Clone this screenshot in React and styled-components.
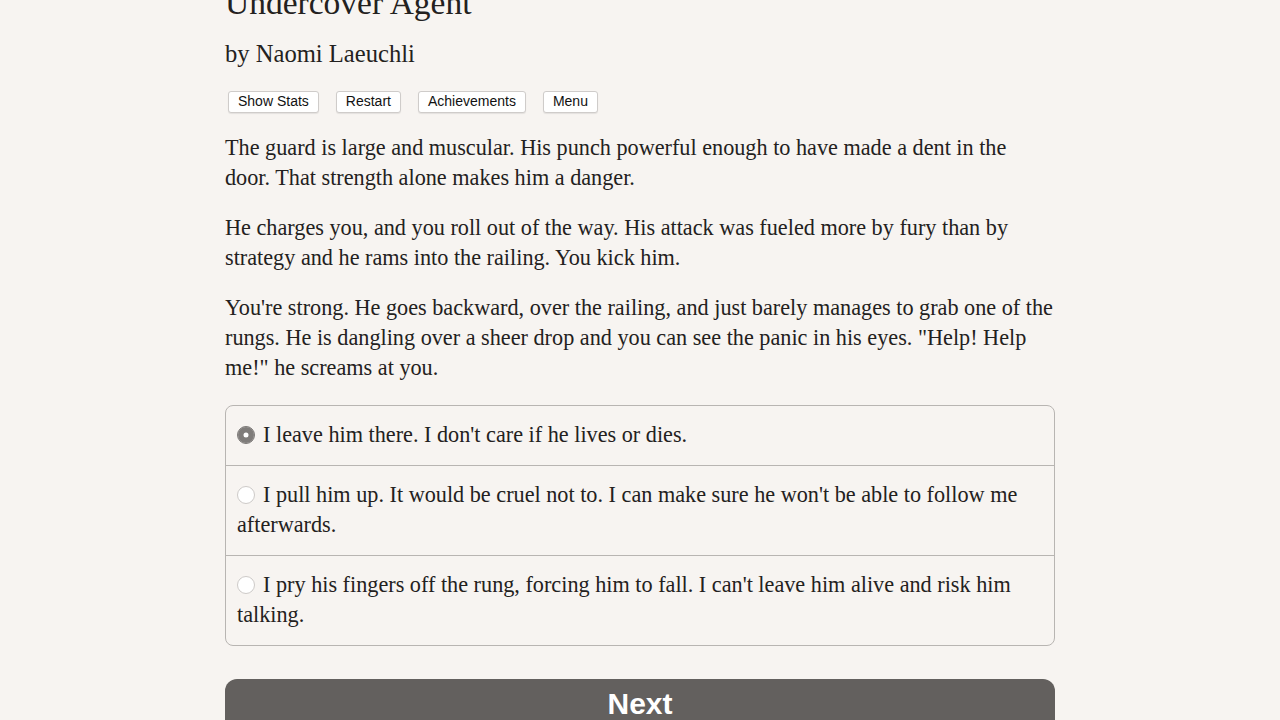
import React, { useState } from "react";
import styled, { createGlobalStyle } from "styled-components";

const COLORS = {
  page: "#f7f4f1",
  ink: "#232120",
  border: "#b8b5b2",
  radio: "#7f7c7a",
  button: "#63605e",
};

const SERIF = `"Liberation Serif", "Times New Roman", serif`;
const SANS = `"Liberation Sans", Arial, sans-serif`;

const GlobalStyle = createGlobalStyle`
  html, body {
    margin: 0;
    background: ${COLORS.page};
    color: ${COLORS.ink};
    font-family: ${SERIF};
  }
  * { box-sizing: border-box; }
`;

const CHOICES = [
  "I leave him there. I don't care if he lives or dies.",
  "I pull him up. It would be cruel not to. I can make sure he won't be able to follow me afterwards.",
  "I pry his fingers off the rung, forcing him to fall. I can't leave him alive and risk him talking.",
];

const App = () => {
  const [selected, setSelected] = useState(0);

  return (
    <>
      <GlobalStyle />
      <Page>
        <Title>Undercover Agent</Title>
        <Byline>by Naomi Laeuchli</Byline>
        <Toolbar>
          <ToolButton>Show Stats</ToolButton>
          <ToolButton>Restart</ToolButton>
          <ToolButton>Achievements</ToolButton>
          <ToolButton>Menu</ToolButton>
        </Toolbar>
        <Story>
          <p>
            The guard is large and muscular. His punch powerful enough to have
            made a dent in the door. That strength alone makes him a danger.
          </p>
          <p>
            He charges you, and you roll out of the way. His attack was fueled
            more by fury than by strategy and he rams into the railing. You
            kick him.
          </p>
          <p>
            You're strong. He goes backward, over the railing, and just barely
            manages to grab one of the rungs. He is dangling over a sheer drop
            and you can see the panic in his eyes. "Help! Help me!" he screams
            at you.
          </p>
        </Story>
        <Choices>
          {CHOICES.map((text, i) => (
            <Choice key={i} onClick={() => setSelected(i)}>
              <Radio $checked={selected === i} />
              {text}
            </Choice>
          ))}
        </Choices>
        <NextButton>Next</NextButton>
      </Page>
    </>
  );
};

// the story view is scrolled a little, so the title sits partly above the fold
const Page = styled.main`
  width: 830px;
  margin: -19px auto 0;
`;

const Title = styled.h1`
  margin: 0;
  font-weight: normal;
  font-size: 33.5px;
  line-height: 44px;
`;

const Byline = styled.h2`
  margin: 14px 0 0;
  font-weight: normal;
  font-size: 24.6px;
  line-height: 30px;
`;

const Toolbar = styled.nav`
  display: flex;
  gap: 17px;
  margin-top: 22px;
  padding-left: 3px;
`;

const ToolButton = styled.button`
  font-family: ${SANS};
  font-size: 14px;
  line-height: 17px;
  color: #111;
  background: #fff;
  border: 1px solid #cfccca;
  border-radius: 3px;
  padding: 1px 9px 2px;
  box-shadow: 0 1px 1px rgba(0, 0, 0, 0.08);
`;

const Story = styled.section`
  margin-top: 20px;
  font-size: 22.22px;
  line-height: 30px;

  p {
    margin: 0 0 20px;
  }
`;

const Choices = styled.div`
  margin-top: 22px;
  border: 1px solid ${COLORS.border};
  border-radius: 8px;
  overflow: hidden;
`;

const Choice = styled.label`
  display: block;
  padding: 14px 11px 15px;
  font-size: 22.22px;
  line-height: 30px;
  cursor: pointer;

  & + & {
    border-top: 1px solid ${COLORS.border};
  }
`;

const Radio = styled.span`
  display: inline-block;
  width: 18px;
  height: 18px;
  margin-right: 8px;
  vertical-align: -2px;
  border-radius: 50%;
  background: ${(p) => (p.$checked ? COLORS.radio : "#fff")};
  border: 1px solid ${(p) => (p.$checked ? COLORS.radio : "#cdcac8")};
  box-shadow: ${(p) =>
    p.$checked ? `inset 0 0 0 5.5px ${COLORS.radio}, inset 0 0 0 9px #fff` : "none"};
`;

const NextButton = styled.button`
  display: block;
  width: 100%;
  margin-top: 33px;
  height: 60px;
  border: none;
  border-radius: 12px;
  background: ${COLORS.button};
  color: #fff;
  font-family: ${SANS};
  font-weight: bold;
  font-size: 30px;
  padding-bottom: 12px;
`;

export default App;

:: Task ::
Print each line of the material above exactly, with the pictures removed from your copy.

:: Solution below ::
Clone this screenshot in React and styled-components.
import React, { useState } from "react";
import styled, { createGlobalStyle } from "styled-components";

const COLORS = {
  page: "#f7f4f1",
  ink: "#232120",
  border: "#b8b5b2",
  radio: "#7f7c7a",
  button: "#63605e",
};

const SERIF = `"Liberation Serif", "Times New Roman", serif`;
const SANS = `"Liberation Sans", Arial, sans-serif`;

const GlobalStyle = createGlobalStyle`
  html, body {
    margin: 0;
    background: ${COLORS.page};
    color: ${COLORS.ink};
    font-family: ${SERIF};
  }
  * { box-sizing: border-box; }
`;

const CHOICES = [
  "I leave him there. I don't care if he lives or dies.",
  "I pull him up. It would be cruel not to. I can make sure he won't be able to follow me afterwards.",
  "I pry his fingers off the rung, forcing him to fall. I can't leave him alive and risk him talking.",
];

const App = () => {
  const [selected, setSelected] = useState(0);

  return (
    <>
      <GlobalStyle />
      <Page>
        <Title>Undercover Agent</Title>
        <Byline>by Naomi Laeuchli</Byline>
        <Toolbar>
          <ToolButton>Show Stats</ToolButton>
          <ToolButton>Restart</ToolButton>
          <ToolButton>Achievements</ToolButton>
          <ToolButton>Menu</ToolButton>
        </Toolbar>
        <Story>
          <p>
            The guard is large and muscular. His punch powerful enough to have
            made a dent in the door. That strength alone makes him a danger.
          </p>
          <p>
            He charges you, and you roll out of the way. His attack was fueled
            more by fury than by strategy and he rams into the railing. You
            kick him.
          </p>
          <p>
            You're strong. He goes backward, over the railing, and just barely
            manages to grab one of the rungs. He is dangling over a sheer drop
            and you can see the panic in his eyes. "Help! Help me!" he screams
            at you.
          </p>
        </Story>
        <Choices>
          {CHOICES.map((text, i) => (
            <Choice key={i} onClick={() => setSelected(i)}>
              <Radio $checked={selected === i} />
              {text}
            </Choice>
          ))}
        </Choices>
        <NextButton>Next</NextButton>
      </Page>
    </>
  );
};

// the story view is scrolled a little, so the title sits partly above the fold
const Page = styled.main`
  width: 830px;
  margin: -19px auto 0;
`;

const Title = styled.h1`
  margin: 0;
  font-weight: normal;
  font-size: 33.5px;
  line-height: 44px;
`;

const Byline = styled.h2`
  margin: 14px 0 0;
  font-weight: normal;
  font-size: 24.6px;
  line-height: 30px;
`;

const Toolbar = styled.nav`
  display: flex;
  gap: 17px;
  margin-top: 22px;
  padding-left: 3px;
`;

const ToolButton = styled.button`
  font-family: ${SANS};
  font-size: 14px;
  line-height: 17px;
  color: #111;
  background: #fff;
  border: 1px solid #cfccca;
  border-radius: 3px;
  padding: 1px 9px 2px;
  box-shadow: 0 1px 1px rgba(0, 0, 0, 0.08);
`;

const Story = styled.section`
  margin-top: 20px;
  font-size: 22.22px;
  line-height: 30px;

  p {
    margin: 0 0 20px;
  }
`;

const Choices = styled.div`
  margin-top: 22px;
  border: 1px solid ${COLORS.border};
  border-radius: 8px;
  overflow: hidden;
`;

const Choice = styled.label`
  display: block;
  padding: 14px 11px 15px;
  font-size: 22.22px;
  line-height: 30px;
  cursor: pointer;

  & + & {
    border-top: 1px solid ${COLORS.border};
  }
`;

const Radio = styled.span`
  display: inline-block;
  width: 18px;
  height: 18px;
  margin-right: 8px;
  vertical-align: -2px;
  border-radius: 50%;
  background: ${(p) => (p.$checked ? COLORS.radio : "#fff")};
  border: 1px solid ${(p) => (p.$checked ? COLORS.radio : "#cdcac8")};
  box-shadow: ${(p) =>
    p.$checked ? `inset 0 0 0 5.5px ${COLORS.radio}, inset 0 0 0 9px #fff` : "none"};
`;

const NextButton = styled.button`
  display: block;
  width: 100%;
  margin-top: 33px;
  height: 60px;
  border: none;
  border-radius: 12px;
  background: ${COLORS.button};
  color: #fff;
  font-family: ${SANS};
  font-weight: bold;
  font-size: 30px;
  padding-bottom: 12px;
`;

export default App;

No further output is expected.